Conclusion: Execution at Scale Will Determine Premium Valuation
Carvana has executed a remarkable transformation from cash-burning disruptor to profitable scale operator, achieving 11% EBITDA margins while growing units 43%. The ADESA acquisition's physical infrastructure creates a defensible moat that traditional dealers cannot replicate and pure e-commerce players cannot match, while automation drives unit economics that improve with scale. The path to 3 million units and 13.5% margins is credible given 1.6% current share and built capacity of 1.5 million cars annually. Analyst projections of surpassing CarMax by Q4 2026 validate the market share opportunity.

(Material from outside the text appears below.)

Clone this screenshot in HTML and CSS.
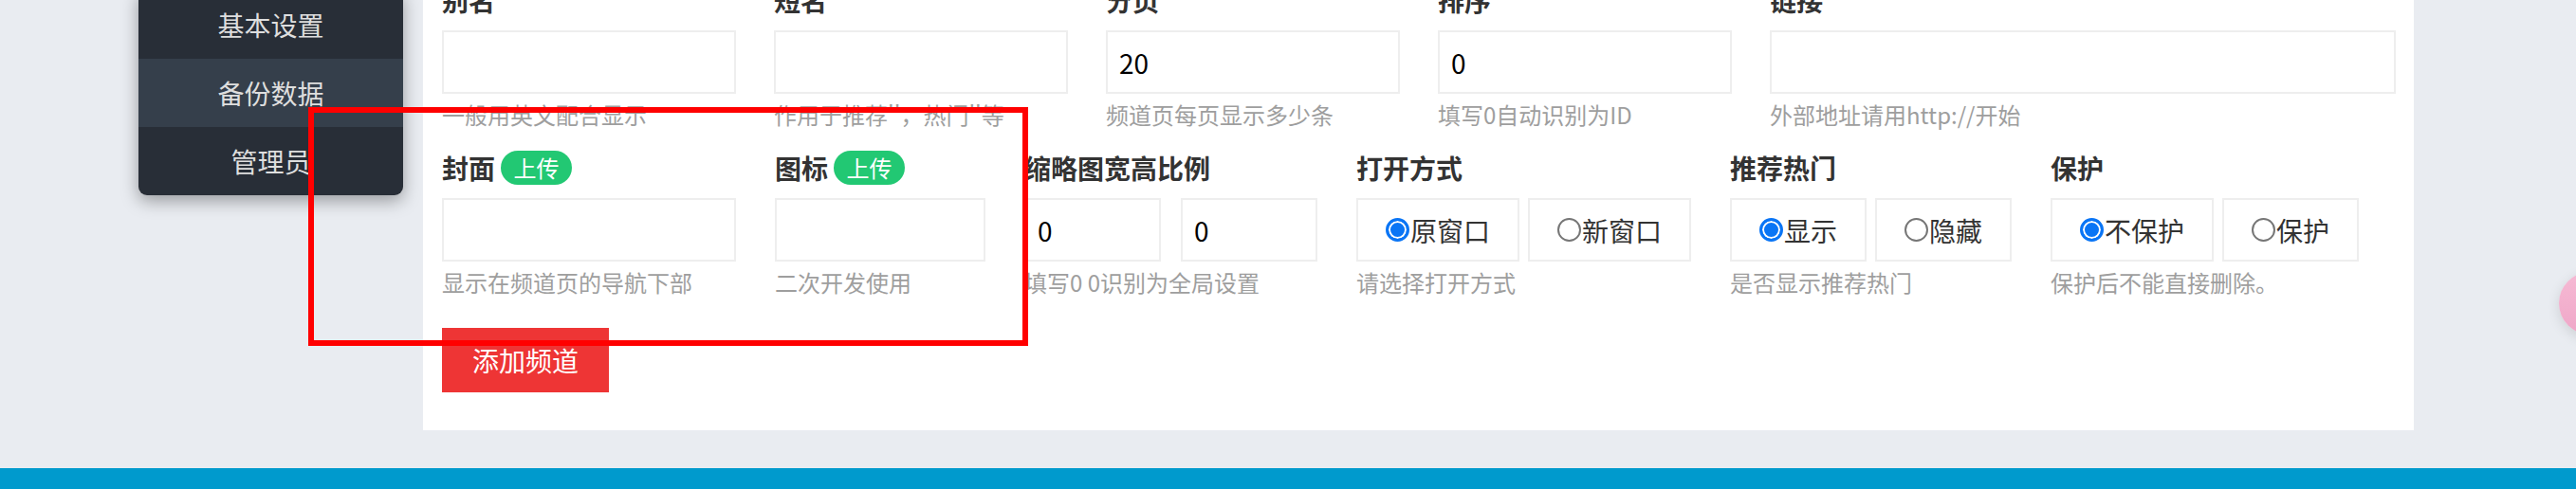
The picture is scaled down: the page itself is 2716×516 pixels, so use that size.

However, the stock's premium valuation offers no margin for error. The thesis hinges on flawless execution amid $5B debt, emerging competition from GM CarBravo, and macro sensitivity to interest rates. The elevated Q4 reconditioning costs and new manager onboarding challenges must resolve in Q1 2026 as management promises, or margin expansion expectations will face pressure. For investors, the critical variables are the pace of ADESA site conversions, the rollout of Phoenix-style delivery optimization, and the company's ability to maintain GPU while sharing value with customers. If Carvana can sustain operational momentum while navigating these challenges, the combination of margin inflection, physical-digital moat, and massive TAM creates compelling risk/reward. If execution falters, the premium multiple will compress rapidly, making the stock vulnerable to any misstep in this high-beta name.